## Short problem
Give an exact transcription of every line, dropping the images.

## Collected data
<<<<
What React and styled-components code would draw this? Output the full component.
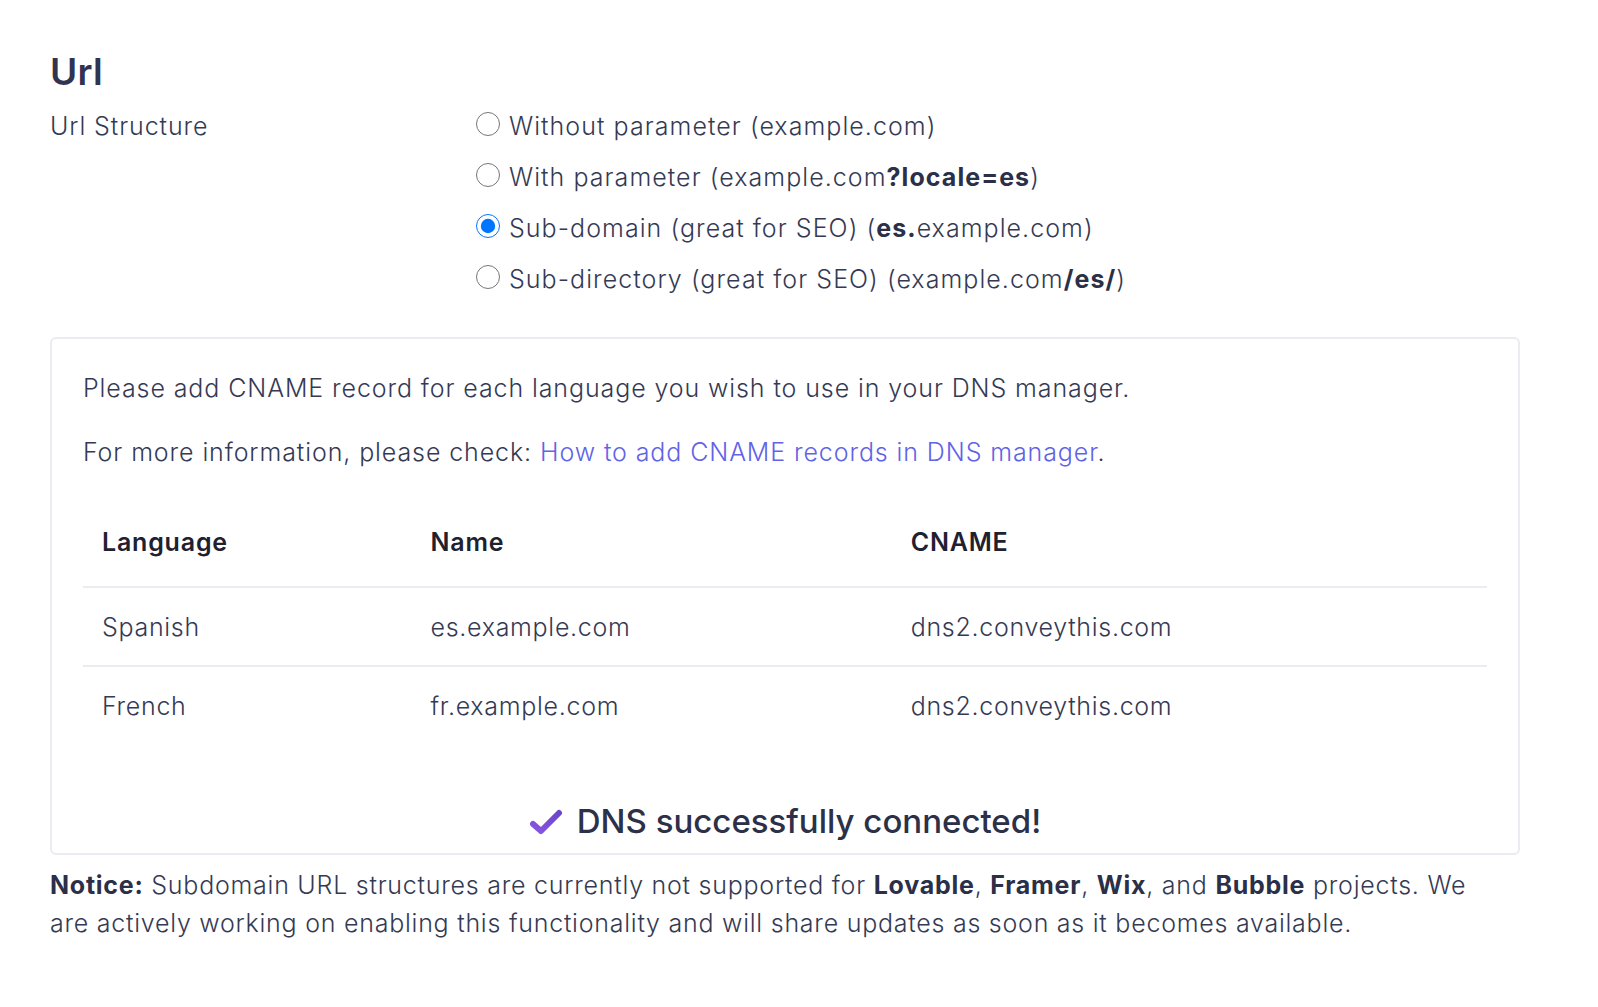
import React, { useState } from 'react';
import styled, { createGlobalStyle } from 'styled-components';

const GlobalStyle = createGlobalStyle`
  html, body {
    margin: 0;
    padding: 0;
    background: #ffffff;
  }
  body {
    font-family: Inter, "Open Sans", sans-serif;
    font-weight: 300;
    color: #353a54;
  }
`;

const Page = styled.div`
  width: 1470px;
  padding: 50px 0 40px 50px;
`;

const Title = styled.h2`
  margin: 0 0 12px;
  font-size: 37px;
  font-weight: 600;
  line-height: 44px;
  color: #2f3450;
  letter-spacing: 0.3px;
`;

const FieldRow = styled.div`
  display: grid;
  grid-template-columns: 426px 1fr;
  align-items: start;
`;

const FieldLabel = styled.div`
  font-size: 25px;
  line-height: 32px;
  padding-top: 4px;
  letter-spacing: 0.9px;
`;

const Options = styled.div`
  display: flex;
  flex-direction: column;
  gap: 11px;
`;

const Option = styled.label`
  display: flex;
  align-items: center;
  gap: 9px;
  height: 40px;
  font-size: 25px;
  letter-spacing: 1.05px;
  cursor: pointer;

  input {
    width: 24px;
    height: 24px;
    margin: 0 0 4px;
    cursor: pointer;
  }

  b {
    font-weight: 700;
    color: #2b2f47;
  }
`;

const Panel = styled.div`
  margin-top: 38px;
  border: 2px solid #ebebf1;
  border-radius: 6px;
  padding: 31px 31px 12px;
`;

const Para = styled.p`
  margin: 0 0 28px;
  font-size: 25px;
  line-height: 36px;
  letter-spacing: 0.9px;
`;

const Link = styled.a`
  color: #5f63e6;
  text-decoration: none;
`;

const Table = styled.table`
  width: 100%;
  border-collapse: collapse;
  margin-top: 34px;
`;

const Th = styled.th`
  text-align: left;
  font-weight: 600;
  font-size: 25px;
  line-height: 36px;
  color: #1f2130;
  padding: 20px 19px 26px;
  border-bottom: 2px solid #ebebf1;
  letter-spacing: 0.8px;
  width: ${({ w }) => w || 'auto'};
`;

const Td = styled.td`
  font-size: 25px;
  padding: 21px 19px 20px;
  line-height: 36px;
  letter-spacing: 0.7px;
  border-bottom: ${({ last }) => (last ? 'none' : '2px solid #ebebf1')};
`;

const Success = styled.div`
  display: flex;
  align-items: center;
  justify-content: center;
  gap: 14px;
  margin-top: 57px;
  font-family: Inter, "Noto Sans", sans-serif;
  font-size: 33px;
  font-weight: 500;
  color: #2c3048;
`;

const Notice = styled.p`
  max-width: 1440px;
  margin: 11px 0 0;
  font-size: 25px;
  line-height: 38px;
  letter-spacing: 0.75px;

  b {
    font-weight: 700;
    color: #2b2f47;
  }
`;

const Check = () => (
  <svg width="34" height="28" viewBox="0 0 34 28">
    <defs>
      <linearGradient id="chk" x1="0" y1="1" x2="1" y2="0">
        <stop offset="0" stopColor="#8a55e0" />
        <stop offset="1" stopColor="#6a47c8" />
      </linearGradient>
    </defs>
    <path
      d="M4 17 L12 24 L30 6"
      fill="none"
      stroke="url(#chk)"
      strokeWidth="6"
      strokeLinecap="round"
      strokeLinejoin="round"
    />
  </svg>
);

const options = [
  { id: 'none', label: <>Without parameter (example.com)</> },
  { id: 'param', label: <>With parameter (example.com<b>?locale=es</b>)</> },
  { id: 'sub', label: <>Sub-domain (great for SEO) (<b>es.</b>example.com)</> },
  { id: 'dir', label: <>Sub-directory (great for SEO) (example.com<b>/es/</b>)</> },
];

const records = [
  { lang: 'Spanish', name: 'es.example.com', cname: 'dns2.conveythis.com' },
  { lang: 'French', name: 'fr.example.com', cname: 'dns2.conveythis.com' },
];

export default function App() {
  const [structure, setStructure] = useState('sub');

  return (
    <>
      <GlobalStyle />
      <Page>
        <Title>Url</Title>
        <FieldRow>
          <FieldLabel>Url Structure</FieldLabel>
          <Options>
            {options.map((o) => (
              <Option key={o.id}>
                <input
                  type="radio"
                  name="structure"
                  checked={structure === o.id}
                  onChange={() => setStructure(o.id)}
                />
                <span>{o.label}</span>
              </Option>
            ))}
          </Options>
        </FieldRow>

        <Panel>
          <Para>Please add CNAME record for each language you wish to use in your DNS manager.</Para>
          <Para>
            For more information, please check:{' '}
            <Link href="#">How to add CNAME records in DNS manager</Link>.
          </Para>
          <Table>
            <thead>
              <tr>
                <Th w="23.4%">Language</Th>
                <Th w="34.2%">Name</Th>
                <Th>CNAME</Th>
              </tr>
            </thead>
            <tbody>
              {records.map((r, i) => (
                <tr key={r.lang}>
                  <Td last={i === records.length - 1}>{r.lang}</Td>
                  <Td last={i === records.length - 1}>{r.name}</Td>
                  <Td last={i === records.length - 1}>{r.cname}</Td>
                </tr>
              ))}
            </tbody>
          </Table>
          <Success>
            <Check />
            DNS successfully connected!
          </Success>
        </Panel>

        <Notice>
          <b>Notice:</b> Subdomain URL structures are currently not supported for <b>Lovable</b>,{' '}
          <b>Framer</b>, <b>Wix</b>, and <b>Bubble</b> projects. We are actively working on enabling
          this functionality and will share updates as soon as it becomes available.
        </Notice>
      </Page>
    </>
  );
}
>>>>
## Correct response
What React and styled-components code would draw this? Output the full component.
import React, { useState } from 'react';
import styled, { createGlobalStyle } from 'styled-components';

const GlobalStyle = createGlobalStyle`
  html, body {
    margin: 0;
    padding: 0;
    background: #ffffff;
  }
  body {
    font-family: Inter, "Open Sans", sans-serif;
    font-weight: 300;
    color: #353a54;
  }
`;

const Page = styled.div`
  width: 1470px;
  padding: 50px 0 40px 50px;
`;

const Title = styled.h2`
  margin: 0 0 12px;
  font-size: 37px;
  font-weight: 600;
  line-height: 44px;
  color: #2f3450;
  letter-spacing: 0.3px;
`;

const FieldRow = styled.div`
  display: grid;
  grid-template-columns: 426px 1fr;
  align-items: start;
`;

const FieldLabel = styled.div`
  font-size: 25px;
  line-height: 32px;
  padding-top: 4px;
  letter-spacing: 0.9px;
`;

const Options = styled.div`
  display: flex;
  flex-direction: column;
  gap: 11px;
`;

const Option = styled.label`
  display: flex;
  align-items: center;
  gap: 9px;
  height: 40px;
  font-size: 25px;
  letter-spacing: 1.05px;
  cursor: pointer;

  input {
    width: 24px;
    height: 24px;
    margin: 0 0 4px;
    cursor: pointer;
  }

  b {
    font-weight: 700;
    color: #2b2f47;
  }
`;

const Panel = styled.div`
  margin-top: 38px;
  border: 2px solid #ebebf1;
  border-radius: 6px;
  padding: 31px 31px 12px;
`;

const Para = styled.p`
  margin: 0 0 28px;
  font-size: 25px;
  line-height: 36px;
  letter-spacing: 0.9px;
`;

const Link = styled.a`
  color: #5f63e6;
  text-decoration: none;
`;

const Table = styled.table`
  width: 100%;
  border-collapse: collapse;
  margin-top: 34px;
`;

const Th = styled.th`
  text-align: left;
  font-weight: 600;
  font-size: 25px;
  line-height: 36px;
  color: #1f2130;
  padding: 20px 19px 26px;
  border-bottom: 2px solid #ebebf1;
  letter-spacing: 0.8px;
  width: ${({ w }) => w || 'auto'};
`;

const Td = styled.td`
  font-size: 25px;
  padding: 21px 19px 20px;
  line-height: 36px;
  letter-spacing: 0.7px;
  border-bottom: ${({ last }) => (last ? 'none' : '2px solid #ebebf1')};
`;

const Success = styled.div`
  display: flex;
  align-items: center;
  justify-content: center;
  gap: 14px;
  margin-top: 57px;
  font-family: Inter, "Noto Sans", sans-serif;
  font-size: 33px;
  font-weight: 500;
  color: #2c3048;
`;

const Notice = styled.p`
  max-width: 1440px;
  margin: 11px 0 0;
  font-size: 25px;
  line-height: 38px;
  letter-spacing: 0.75px;

  b {
    font-weight: 700;
    color: #2b2f47;
  }
`;

const Check = () => (
  <svg width="34" height="28" viewBox="0 0 34 28">
    <defs>
      <linearGradient id="chk" x1="0" y1="1" x2="1" y2="0">
        <stop offset="0" stopColor="#8a55e0" />
        <stop offset="1" stopColor="#6a47c8" />
      </linearGradient>
    </defs>
    <path
      d="M4 17 L12 24 L30 6"
      fill="none"
      stroke="url(#chk)"
      strokeWidth="6"
      strokeLinecap="round"
      strokeLinejoin="round"
    />
  </svg>
);

const options = [
  { id: 'none', label: <>Without parameter (example.com)</> },
  { id: 'param', label: <>With parameter (example.com<b>?locale=es</b>)</> },
  { id: 'sub', label: <>Sub-domain (great for SEO) (<b>es.</b>example.com)</> },
  { id: 'dir', label: <>Sub-directory (great for SEO) (example.com<b>/es/</b>)</> },
];

const records = [
  { lang: 'Spanish', name: 'es.example.com', cname: 'dns2.conveythis.com' },
  { lang: 'French', name: 'fr.example.com', cname: 'dns2.conveythis.com' },
];

export default function App() {
  const [structure, setStructure] = useState('sub');

  return (
    <>
      <GlobalStyle />
      <Page>
        <Title>Url</Title>
        <FieldRow>
          <FieldLabel>Url Structure</FieldLabel>
          <Options>
            {options.map((o) => (
              <Option key={o.id}>
                <input
                  type="radio"
                  name="structure"
                  checked={structure === o.id}
                  onChange={() => setStructure(o.id)}
                />
                <span>{o.label}</span>
              </Option>
            ))}
          </Options>
        </FieldRow>

        <Panel>
          <Para>Please add CNAME record for each language you wish to use in your DNS manager.</Para>
          <Para>
            For more information, please check:{' '}
            <Link href="#">How to add CNAME records in DNS manager</Link>.
          </Para>
          <Table>
            <thead>
              <tr>
                <Th w="23.4%">Language</Th>
                <Th w="34.2%">Name</Th>
                <Th>CNAME</Th>
              </tr>
            </thead>
            <tbody>
              {records.map((r, i) => (
                <tr key={r.lang}>
                  <Td last={i === records.length - 1}>{r.lang}</Td>
                  <Td last={i === records.length - 1}>{r.name}</Td>
                  <Td last={i === records.length - 1}>{r.cname}</Td>
                </tr>
              ))}
            </tbody>
          </Table>
          <Success>
            <Check />
            DNS successfully connected!
          </Success>
        </Panel>

        <Notice>
          <b>Notice:</b> Subdomain URL structures are currently not supported for <b>Lovable</b>,{' '}
          <b>Framer</b>, <b>Wix</b>, and <b>Bubble</b> projects. We are actively working on enabling
          this functionality and will share updates as soon as it becomes available.
        </Notice>
      </Page>
    </>
  );
}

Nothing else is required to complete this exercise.